God, You are here with us, constantly here with us
You are our everything, faithful and true

‘Tis So Sweet

Decisions…I hate them. Okay, hate is a strong word. I’ll work on making those feelings less intense. Decisions just cause so much unwanted stress…whether it’s a moral dilemma. Or whether I want Life (the cereal) or a sundae. Or whether it’s worth spending money to unlock my friend’s dorm room which contains almost all of my possessions. Or whether it’s figuring out my life. Like, seriously.

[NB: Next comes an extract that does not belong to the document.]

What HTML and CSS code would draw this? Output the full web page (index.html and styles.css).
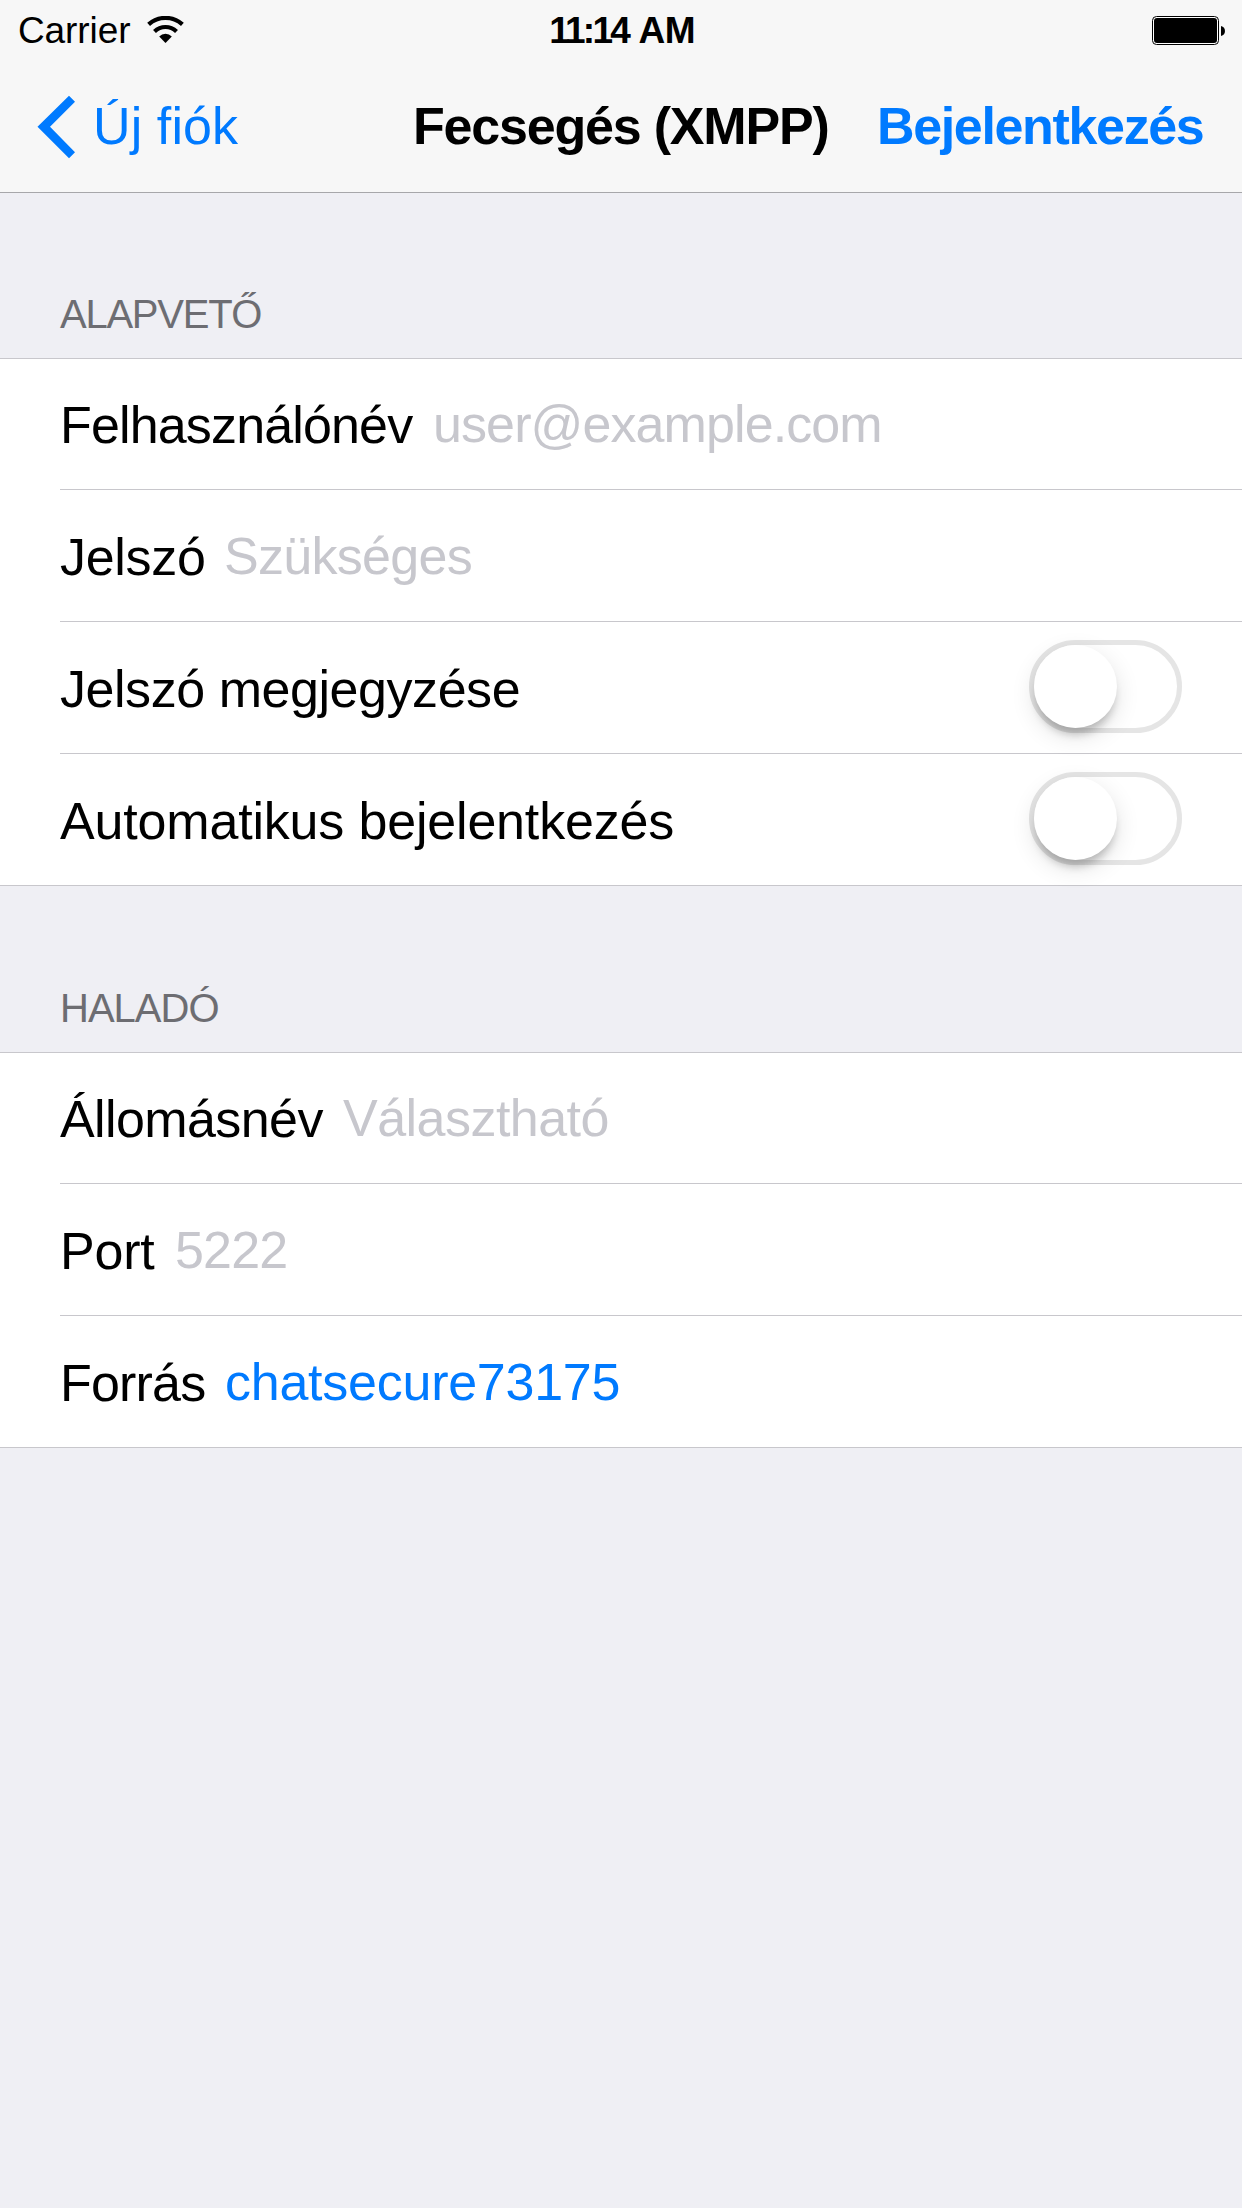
FILE: index.html
```html
<!DOCTYPE html>
<html lang="hu">
<head>
<meta charset="utf-8">
<title>Fecsegés (XMPP)</title>
<link rel="stylesheet" href="styles.css">
</head>
<body>
<header class="top">
  <div class="status">
    <div class="carrier"><span class="carrier-name">Carrier</span>
      <svg class="wifi" width="38" height="28" viewBox="0 0 38 28"><g fill="none" stroke="#000"><path d="M1.600 8.400A25.200 25.200 0 0 1 35.400 8.400" stroke-width="4.200"/><path d="M7.500 15.400A16 16 0 0 1 29.500 15.400" stroke-width="4.200"/></g><path d="M12.200 20.400A9 9 0 0 1 24.800 20.400L18.500 27Z"/></svg>
    </div>
    <span class="time"><span class="digits">11:14</span> <span class="period">AM</span></span>
    <svg class="battery" width="74" height="30" viewBox="0 0 74 30"><rect x=".5" y=".5" width="66" height="28" rx="4" fill="#fff" stroke="#000"/><rect x="2" y="2" width="63" height="25" rx="3"/><path d="M69 10c5.300 1 5.300 9 0 10z"/></svg>
  </div>
  <nav class="nav">
    <a class="back"><svg width="39" height="64" viewBox="0 0 39 64"><path d="M32 .8L38 6.800L13 31.800L38 57.200L32 63.200L.5 31.800Z" fill="#007aff"/></svg><span class="back-text">Új fiók</span></a>
    <h1 class="title">Fecsegés (XMPP)</h1>
    <a class="login">Bejelentkezés</a>
  </nav>
</header>
<main>
  <h2 class="heading basic">ALAPVETŐ</h2>
  <section class="group">
    <div class="row"><span class="label l-user">Felhasználónév</span><span class="value v-user">user@example.com</span></div>
    <div class="row"><span class="label l-pass">Jelszó</span><span class="value v-pass">Szükséges</span></div>
    <div class="row"><span class="label l-remember">Jelszó megjegyzése</span><span class="switch"><span class="knob"></span></span></div>
    <div class="row"><span class="label l-auto">Automatikus bejelentkezés</span><span class="switch"><span class="knob"></span></span></div>
  </section>
  <h2 class="heading advanced">HALADÓ</h2>
  <section class="group">
    <div class="row"><span class="label l-host">Állomásnév</span><span class="value v-host">Választható</span></div>
    <div class="row"><span class="label l-port">Port</span><span class="value v-port">5222</span></div>
    <div class="row"><span class="label l-res">Forrás</span><span class="value v-res">chatsecure73175</span></div>
  </section>
</main>
</body>
</html>
```
FILE: styles.css
```css
* { box-sizing: border-box; }
body {
  margin: 0;
  min-height: 2208px;
  background: #efeff4;
  color: #000;
  font: 52px/60px "Liberation Sans", Arial, sans-serif;
}
svg { display: block; flex: none; }
h1, h2 { margin: 0; font-size: inherit; }
span, a, h1, h2 { white-space: nowrap; }

.top { height: 193px; background: #f7f7f7; border-bottom: 1px solid #a7a7aa; }
.status { height: 60px; padding: 0 16px 0 18px; display: grid; grid-template-columns: 1fr auto 1fr; align-items: start; }
.carrier { display: flex; font-size: 37px; line-height: 42px; padding-top: 10px; }
.carrier-name { width: 129px; letter-spacing: -.1px; }
.wifi { margin-top: 6px; }
.time { padding-top: 10px; font-size: 37px; line-height: 42px; font-weight: bold; }
.digits { letter-spacing: -2.7px; }
.period { letter-spacing: -.6px; }
.battery { justify-self: end; margin-top: 16px; }
.nav { height: 132px; padding: 36px 36px 0 37px; display: grid; grid-template-columns: 376px 464px 1fr; align-items: start; }
.back { display: flex; color: #007aff; }
.back svg { margin-top: -1px; }
.back-text { margin-left: 17px; letter-spacing: .1px; }
.title { font-weight: bold; letter-spacing: -1.2px; }
.login { color: #007aff; font-weight: bold; letter-spacing: -1.35px; }

.heading { padding: 0 60px; color: #6d6d72; font-size: 40px; line-height: 46px; font-weight: normal; }
.basic { height: 165px; padding-top: 98px; letter-spacing: -1.25px; }
.advanced { height: 166px; padding-top: 99px; letter-spacing: -1px; }
.group { background: #fff; border: solid #c8c7cc; border-width: 1px 0; }
.row {
  height: 132px;
  margin-left: 60px;
  padding: 0 60px 34px 0;
  display: flex;
  align-items: flex-end;
  border-bottom: 1px solid #c8c7cc;
}
.row:first-child { height: 131px; }
.row:last-child { height: 131px; border-bottom: 0; }
.value { padding-bottom: 1px; color: #c7c7cd; }
.switch {
  width: 153px;
  height: 93px;
  margin: 0 0 -14px auto;
  border: 5px solid #e5e5e5;
  border-radius: 47px;
}
.knob {
  display: block;
  width: 83px;
  height: 83px;
  border-radius: 50%;
  background: #fff;
  box-shadow: 0 9px 9px -3px rgba(0,0,0,.22), 0 8px 24px rgba(0,0,0,.12);
}
.l-user { width: 373px; letter-spacing: -.85px; }
.v-user { letter-spacing: -.9px; }
.l-pass { width: 164px; letter-spacing: -.3px; }
.v-pass { letter-spacing: -.7px; }
.l-remember { letter-spacing: -.45px; }
.l-auto { letter-spacing: -.18px; }
.l-host { width: 283px; letter-spacing: -.6px; }
.v-host { letter-spacing: -.53px; }
.l-port { width: 115px; letter-spacing: -.2px; }
.v-port { letter-spacing: -.8px; }
.l-res { width: 165px; letter-spacing: -.8px; }
.v-res { color: #007aff; letter-spacing: -.25px; }
```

We are quick to react irrationally to situations. Myself included. However, there’s a lessson in everything. No matter how trivial the situation may seem. And the odds are quite high that it’s a lesson from the Big Guy upstairs. The decisions we make influence the next decision, and so on and so forth. When will I, or will I ever, know if I’m making the right one? Am I following Him? Is this what He wants for me? Mehhhhhhhhhh

I’m so glad (I’m so glad, trouble won’t last always always–gospel choir song, sorry) that in these academic challenges and disappointments I face, I have Jesus to pick me back up no matter how many times I fall. “Yet I am always with you; you hold me by my right hand.” -Psalm 73:23. I want you to have the comfort knowing that you don’t have to depend on yourself or your own capabilities. Especially for my fellow pre-meds out there. One takeaway from Highrock today: I’m so lucky to have Him through the challenges. He’s totally worth following. Yes, right now, I’m wondering whether I’m going down the right path and whether it’s some signal that I need to make a sharp right turn or whether He’s just helping me trust Him more or maybe both. But that’s a struggle I’ll gladly accept…even if I get distracted by what the world tells me. Yeah, this may be taking my locked-out situation too far, but…I may feel locked out from all the answers,  but I know that I have the key of faith that opens all doors. He is opening up new and better doors for my good. Yes, ’tis so sweet to trust in Jesus.

Deep Waters

Deep deep. Whoaaaaaa, deep down down. Do you love your Jesus?

My professor kept saying “deep deep” in class, and I kept thinking about that song. However, I think our love for Him shouldn’t just be deep down in our hearts. It should not only fill our hearts, but overflow. “You’re strong like a river, your love is running through, all my fountains are in you!” That way, people around us can get a taste of His goodness and want it for themselves.

This past week had the potential to be incredibly overwhelming and stressful. With the complete peace of God in my heart, I couldn’t stress out even when I tried. I had to find other ways to motivate myself. Oh, like glorifying God. He did great things this past weekend at retreat, and I’ve never experienced such joy before. Love, joy, peace, hope: all gifts of God that no one can take from me. Just like the gospel choir jamz that got me through the week say: “We’re blessed” and “[we] don’t have to worry ’bout a thang” because “he so good to [us]“.

The most beautiful moment of retreat. I'll never forget it.

“But he knows the way that I take; when he has tested me, I will come forth as gold” -Job 23:10. Isn’t that beautiful? Even after the disappointment and shame that tried to creep into my heart yesterday, He reminded me that I am more than just a pre-med or a student or a bio major…I’m His daughter. Situations don’t control my life. I’m more than the sum of my past mistakes. “But you, O Lord, are a compassionate and gracious God, slow to anger, abounding in love and faithfulness” -Psalm 86: 15.  Again, the water imagery moved me: the woman at the well parable, John 4:13, a Passion song “All My Fountains”, and a Bethel song “Deep Cries Out”. I’m walking into deeper waters, going after you. He will never fail me, and I just need to trust and follow Him through different doors, knowing that He’s working for my good.

We’re stirring up deep deep wells. We’re stirring up deep deep waters. We’re gonna jump in the river. Jump in the river! Deep cries out!